When rebels seized control of Benghazi in late February, the city's revolutionary committee invited the family to a stage in the city's main square to honor its sacrifices, which were remarkable even to other Libyans who'd lost sons and brothers. A new rebel newspaper devoted half a page to the family, describing in detail each brother's story. Hami, especially, the paper said, "was well known for his strong resistance to the dictator's gangs."
"We're finally free, but at what cost?" Suleiman asked, stopping herself as her voice cracked and tears welled. "No, no, no. We have to accept what God decides."
The rebellion came a few years too late for four of Suleiman's sons — Enas, Abdel Latif, Ahmed and Akram.
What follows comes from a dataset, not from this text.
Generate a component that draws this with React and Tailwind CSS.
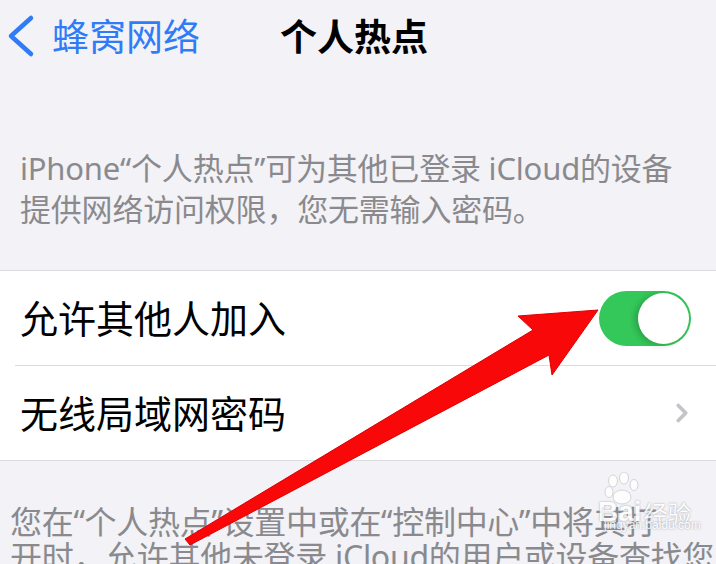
import { ChevronRight } from 'lucide-react'

function Toggle() {
  return (
    <div className="w-[92px] h-[55px] rounded-full bg-[#34c759] flex items-center justify-end pr-[2px]">
      <div className="w-[51px] h-[51px] rounded-full bg-white shadow-[-3px_1px_6px_rgba(0,0,0,0.2)]" />
    </div>
  )
}

function Row({ label, children }) {
  return (
    <div className="h-[94px] flex items-center justify-between pl-[20px] pr-[25px]">
      <span className="text-[38px] leading-none text-black">{label}</span>
      {children}
    </div>
  )
}

function Arrow() {
  return (
    <svg className="absolute left-0 top-0 pointer-events-none" width="716" height="564" viewBox="0 0 716 564">
      <polygon
        points="185,539 533,330 518,316 598,310 552,375 549,355 190,545"
        fill="#f80808"
        stroke="#e00000"
        strokeWidth="1"
        strokeLinejoin="round"
      />
    </svg>
  )
}

function Watermark() {
  return (
    <div className="absolute left-[598px] top-[472px] w-[118px] h-[62px] pointer-events-none opacity-85">
      <svg className="absolute left-[6px] top-0" width="36" height="34" viewBox="0 0 36 34">
        <g fill="#ffffff" stroke="#cfcfd4" strokeWidth="1">
          <ellipse cx="9" cy="9" rx="4.5" ry="6" />
          <ellipse cx="20" cy="6" rx="4.5" ry="6" />
          <ellipse cx="30" cy="13" rx="4" ry="5.5" />
          <ellipse cx="5" cy="20" rx="4" ry="5.5" />
          <ellipse cx="18" cy="25" rx="9" ry="7" />
        </g>
      </svg>
      <div className="absolute left-0 top-[26px] flex items-end gap-[2px] text-white [text-shadow:0_0_2px_#8e8e94]">
        <span className="text-[28px] leading-none font-bold font-['Liberation_Sans',sans-serif]">Bai</span>
        <span className="text-[24px] leading-none">经验</span>
      </div>
      <div className="absolute left-[6px] top-[47px] text-[12px] leading-none text-white [text-shadow:0_0_2px_#8e8e94] font-['Liberation_Sans',sans-serif]">
        jingyan.baidu.com
      </div>
    </div>
  )
}

export default function App() {
  return (
    <div className="relative w-[716px] h-[564px] overflow-hidden bg-[#f2f2f7] font-['Noto_Sans','Noto_Sans_CJK_SC',sans-serif]">
      <header className="h-[72px] flex items-center">
        <div className="flex items-center text-[#2f7cf6]">
          <svg className="ml-[6px]" width="30" height="44" viewBox="0 0 30 44" fill="none">
            <polyline points="25,4 5,22 25,40" stroke="currentColor" strokeWidth="4.5" strokeLinecap="round" strokeLinejoin="round" />
          </svg>
          <span className="ml-[16px] text-[37px] leading-none">蜂窝网络</span>
        </div>
        <h1 className="ml-[80px] text-[37px] leading-none font-bold text-black">个人热点</h1>
      </header>

      <p className="mt-[76px] px-[20px] text-[31px] leading-[41px] text-[#8a8a8e] whitespace-nowrap tracking-[-0.2px]">
        iPhone“个人热点”可为其他已登录 iCloud的设备
        <br />
        提供网络访问权限，您无需输入密码。
      </p>

      <section className="mt-[40px] bg-white border-y border-[#dcdce0]">
        <Row label="允许其他人加入">
          <Toggle />
        </Row>
        <div className="ml-[15px] border-t border-[#dcdce0]" />
        <Row label="无线局域网密码">
          <ChevronRight className="w-[30px] h-[30px] text-[#c4c4c8] -mr-[6px]" strokeWidth={3} />
        </Row>
      </section>

      <p className="mt-[43px] pl-[10px] text-[32px] leading-[35px] text-[#8a8a8e] whitespace-nowrap tracking-[-0.3px]">
        您在“个人热点”设置中或在“控制中心”中将其打
        <br />
        开时，允许其他未登录 iCloud的用户或设备查找您
      </p>

      <Watermark />
      <Arrow />
    </div>
  )
}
In 2005, she said, they saw no escape from the never-ending cycle of persecution, prison and killing in Libya, so the four brothers joined the pipeline of foreign fighters that ran through Egypt and Syria into Iraq, where Sunni Muslim extremists formed an insurgency that killed thousands of U.S. soldiers and even more Iraqis, both military and civilian.
"Like any mother, of course I didn't want them to go, but they had their convictions and there was nothing I could do to stop them," Suleiman said.
"Besides, we all know the sad story of Abu Ghraib," she said, referring to the Iraqi prison where U.S. troops abused prisoners, "and they felt they couldn't sit here while fellow Muslims in Iraq were suffering. But I think it was a substitute for the jihad they really wanted, here in Libya."
Abdel Latif was killed in 2005, followed by Enas in 2007. The family believes they died around Fallujah in Iraq's notorious Anbar province, though Suleiman said she received no details and no bodies. She knows of their deaths through two quick phone calls from her sons' comrades in Iraq, who told the family to rejoice because the brothers had been "martyred" in battle.
The other two sons in Iraq — Ahmed and Akram — were transferred from U.S. to Iraqi custody, relatives said, and have languished in a southern Iraqi prison for so long that they now speak Iraqi-accented Arabic in their rare phone calls to Benghazi.
Suleiman and other relatives said the men apparently have been cleared for release but had insisted they not be repatriated to Libya under Gadhafi, whose regime was sure to keep them behind bars.
Now, Suleiman said, the family is reaching out to international aid agencies with conduits to the Iraqi government in hopes of freeing Ahmed and Akram. She said she trusts that the U.S.-backed National Transitional Council, Libya's interim ruling authority, would accept their release and ensure they're treated fairly in the repatriation process.
Suleiman and other family members said they see no contradiction in their pride over the brothers' fight against the U.S. military in Iraq and their gratitude toward American and other NATO forces for intervening when Gadhafi was poised to crush Benghazi's revolutionaries.
"My sons fought oppression and persecution, whether here or there. That's the meaning of jihad," Suleiman said. "This is not an occupation like Iraq. We knew NATO was here to help us, in accordance with an international agreement. In this case, the Americans stood behind us, and we must appreciate that and thank them."